Zones humides ; régulateur naturel ?
Elles sont à juste titre appelées ‘’les reins de la terre’’ à cause de leur fonction épuratrice de la nature. « Ce sont les zones humides qui absorbent le plus de carbone. Si on ne les préserve pas et qu’on les dame, on est en train de se tuer à petit coup. Ce sera une catastrophe écologique aussi bien pour la biodiversité végétale et la biodiversité patrimoniale parce que ce sont les cours d’eau qui hébergent la faune et la flore » indique le président de l’Association de gestion intégrée des ressources (AGIR).

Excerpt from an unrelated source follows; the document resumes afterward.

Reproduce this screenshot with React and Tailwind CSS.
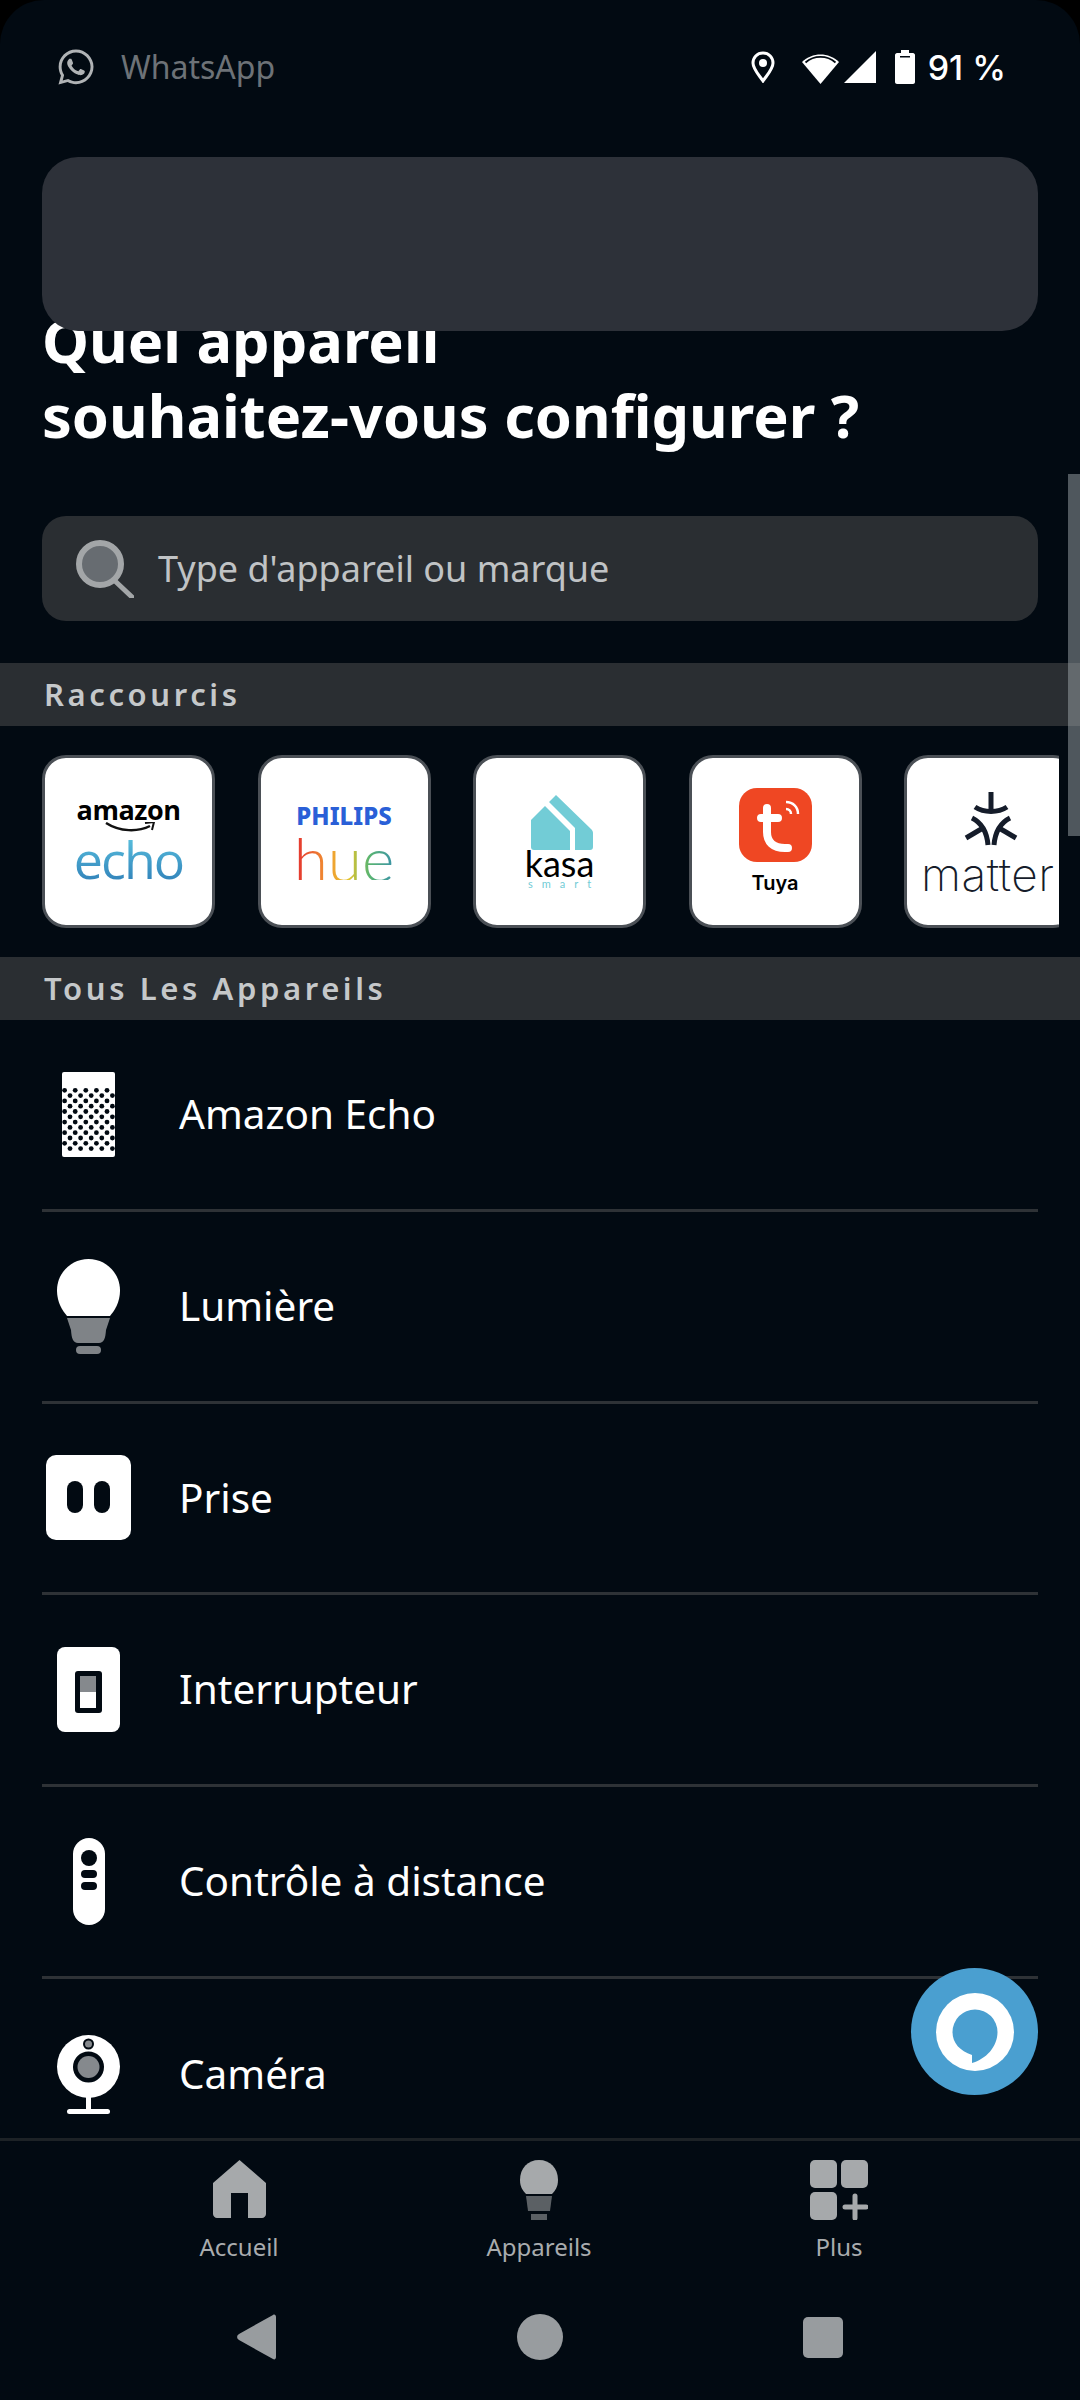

Il indique par ailleurs que « les crêtes sont faites de sorte que chacune d’elle reçoit une précipitation et la déverse dans un exutoire pour rejoindre un cours d’eau principal ». Interrogée par Christelle Togonou sur Radio CAPP FM, le point focal zones humides à l’Agence béninoise pour l’environnement renchérit « Les zones humides fournissent pas mal de ressources écologiques. Ces écosystèmes-là jouent un grand rôle dans la protection du Littoral » dira Marius Dègla. « Le problème d’occupation ou de mauvaise gestion desdites zones persiste à cause de la méconnaissance et la non-application des textes réglementaires qui existent au Bénin » confie pour sa part Flavien Edéa Dovonou enseignant chercheur à l’université d’Abomey Calavi.
Seule la solidarité citoyenne agissante et une prise de conscience collective sont les solutions efficaces pour parvenir à l’entretien et à la restauration des zones humides. Au-delà, une bonne gestion des zones humides va créer des emplois et susciter une autre forme d’écotourisme.